De todos es sabido que, cuando un grupo social discriminado intenta reclamar sus derechos, el sistema establecido se defiende siguiendo unas pautas que siempre se repiten. Al principio, cuando las voces rebeldes aún son pocas, el arma preferida es la irrisión. Sucedió durante mucho tiempo con las mujeres: las damas sabias eran ridículas; las sufragistas eran feas, machorras, unas histéricas; de hecho, la palabra feminista sigue aún cargada con el plomo de la mofa. Luego viene una segunda etapa, que es la del enfrentamiento directo; llegados a ese punto, se discute, se pelea y hay forcejeos políticos, porque las reivindicaciones son ya tan mayoritarias y tan serias que el poder no puede despacharlas con el simple recurso de burlarse de ellas. Este periodo es crucial: es entonces cuando se acometen los cambios legales esenciales y cuando la sociedad bascula hacia un nuevo consenso.

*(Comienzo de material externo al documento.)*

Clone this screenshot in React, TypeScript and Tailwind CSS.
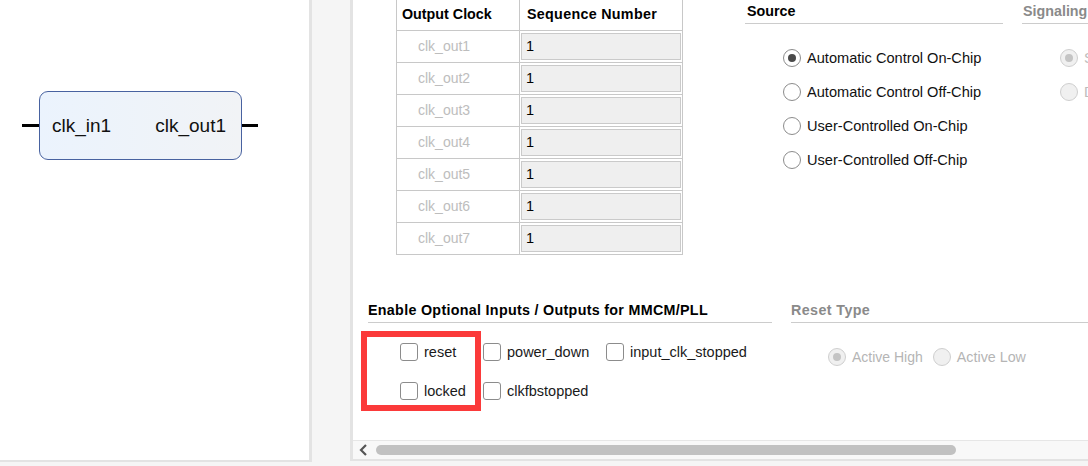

Pero luego queda aún una tercera etapa de resistencia del sistema ante el cambio, una fase agazapada y subrepticia que consiste en difundir la especie de que ya no hay discriminación, que el problema se ha acabado y ya no es necesario seguir luchando. En el caso de las mujeres nos encontramos ahí y, aunque es evidente que el avance ha sido monumental, lo cierto es que la supuesta igualdad es una falacia. Déjenme que ponga ejemplos del mundo literario, que es el que me cae más cerca; es verdad que las mujeres escribimos, publicamos y podemos ser superventas; pero, como dice Laura Freixas, los críticos de los principales suplementos literarios españoles son hombres en un 85%, y sus reseñas son también en un 85% de autores varones. Por no hablar de las antologías, de las enciclopedias… Cuanto más ascendemos por la escala de poder, menos mujeres. De los 36 premios Nacionales de Narrativa que ha habido desde la Transición, sólo dos han ido a parar a escritoras. Y entre los 66 premios de la Crítica, sólo hay tres mujeres. Son porcentajes ridículos, y esto no sucede sólo en España; en el Nobel sólo hay un 12% de mujeres (en todas las categorías); en el Goncourt, un 6%. No se trata, por supuesto, de una conspiración consciente, sino de la pervivencia de un prejuicio, de la inercia ciega del sexismo (en el que también caemos las mujeres). Por cierto, y hablando de cifras grotescas, se acaba de publicar que las ministras británicas ocupan despachos más pequeños: miden de media 21 metros cuadrados menos que los de los hombres. No es un dato baladí: en la carrera del poder, la gente suele matar por un buen despacho.
Sucede exactamente lo mismo con la homosexualidad. También hubo una primera etapa de burla al mariquita, un segundo periodo de lucha y de conquista y ahora empiezo a escuchar la consabida cantinela del “ya no hay ninguna discriminación, de qué se quejan”. En los tres últimos meses, el Colectivo de Lesbianas, Gays, Transexuales y Bisexuales de Madrid (COGAM) ha presentado dos sólidos estudios sobre la discriminación homofóbica en nuestra sociedad. El primero está hecho con una muestra de 762 personas que se autodefinen lesbianas, gays, transexuales o bisexuales. Pues bien, un 44% dijeron haberse sentido discriminados en alguna ocasión al ir a alquilar un piso (“fui con mi pareja y cuando le dijimos al dueño que éramos dos mujeres casadas nos contestó que no alquilaba a maricones ni lesbianas”), o en un restaurante, en un bar, en una oficina bancaria, en una tienda o cualquier otro lugar público. Aún peor, por lo que supone de angustia prolongada, es el siguiente dato: un 31% dijeron haberse sentido discriminados en el puesto de trabajo, muchos de ellos por verse obligados a soportar bromas constantes y pullas ofensivas. Pero lo más inquietante es lo que sucede en los centros de estudio: un 76% dijeron haber sido discriminados en el centro educativo, mayoritariamente por sus compañeros (92%), pero también por los profesores (26%) e incluso por los padres o las madres de otros alumnos (11%). Esta discriminación puede convertirse en acoso y en un auténtico martirio y llevar a las víctimas hasta el suicidio.
Precisamente el otro trabajo que COGAM acaba de publicar estudia la homofobia en los centros de Secundaria. Tras entrevistar a 5.272 estudiantes de institutos públicos de la Comunidad de Madrid, descubrieron que nueve de cada diez alumnos consideran que hay rechazo hacia las lesbianas, los gays, los bisexuales y los transexuales; además, un abultado 42% piensan que los profesores muestran una clara pasividad ante comportamientos homófobos. En semejante caldo de cultivo, es comprensible que el 80% de los que se autodefinen como homosexuales oculten su tendencia y finjan ser quienes no son. Estamos hablando de chavales entre los 12 y los 17 años. Una eternidad de infierno que atravesar.